Though climate is one of the driving factors that determine clothing in India, there are other historical and cultural factors that have influenced Indian dressing sense. 

Women's traditional dresses in different regions are the best way to research this as they have preserved dressing sense for the past 300 yrs unlike men who had to change for various reasons. 

For instance, the dressing style in Rajasthan is not in sync with the hot conditions there. 

The best example, the purdah system used in the North Indian culture is mainly due to the historical fact of Muslim Rulers' invasions from the central Asian regions. The purdah culture was introduced by them. That is why in South India this culture is not prevalent because the invaders never came deep down South. 

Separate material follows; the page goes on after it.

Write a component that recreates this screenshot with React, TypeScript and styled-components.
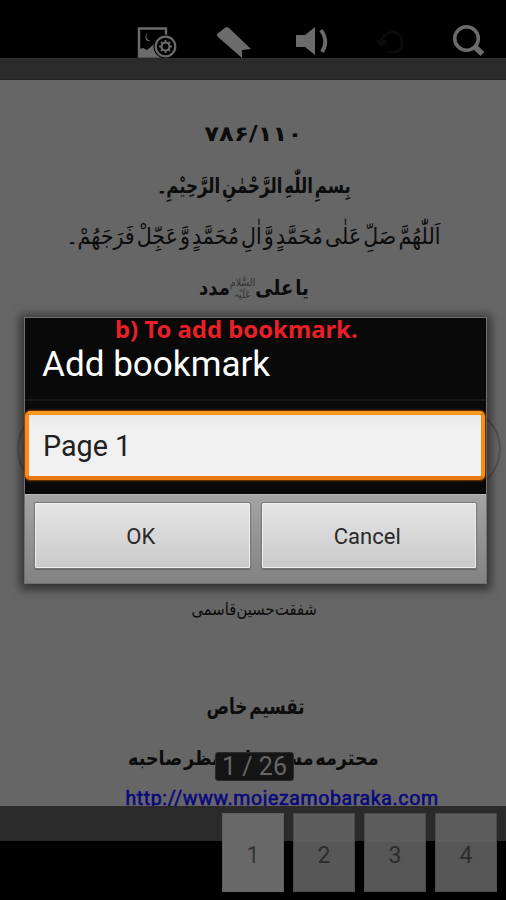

In the same way dressing up in silk material is again not very climate friendly in South considering the hot climates and rare winters. The famed silk sarees or silk dresses of South India are more to do with the social status of the person than the climatic conditions. Silk is expensive when compared to cotton and wearing silk is considered to elevate social status. But since Silk acts as an insulator of heat, it is not at all a good material to be worn in South Indian summers. 

The above are just two examples of how factors other than climatic conditions influenced our clothing in different regions. The way saris are worn differently in different regions is due to the fact that there is a lot of influence of the local culture and in some cases it is the simple practicality. 

Of course for the normal day to day wear the usage of cotton was mainly due to the climatic conditions as cotton is one of the easier crops to grow in the Indian subcontinent's temperate climate. 

Khakis are a best example of dress being influenced by climatic conditions. The brown earthy conditions made the British adapt to Khakis as the regular uniform for soldiers and police in India so that it would act as a good camouflage as well as hide dust and grime on the cloth.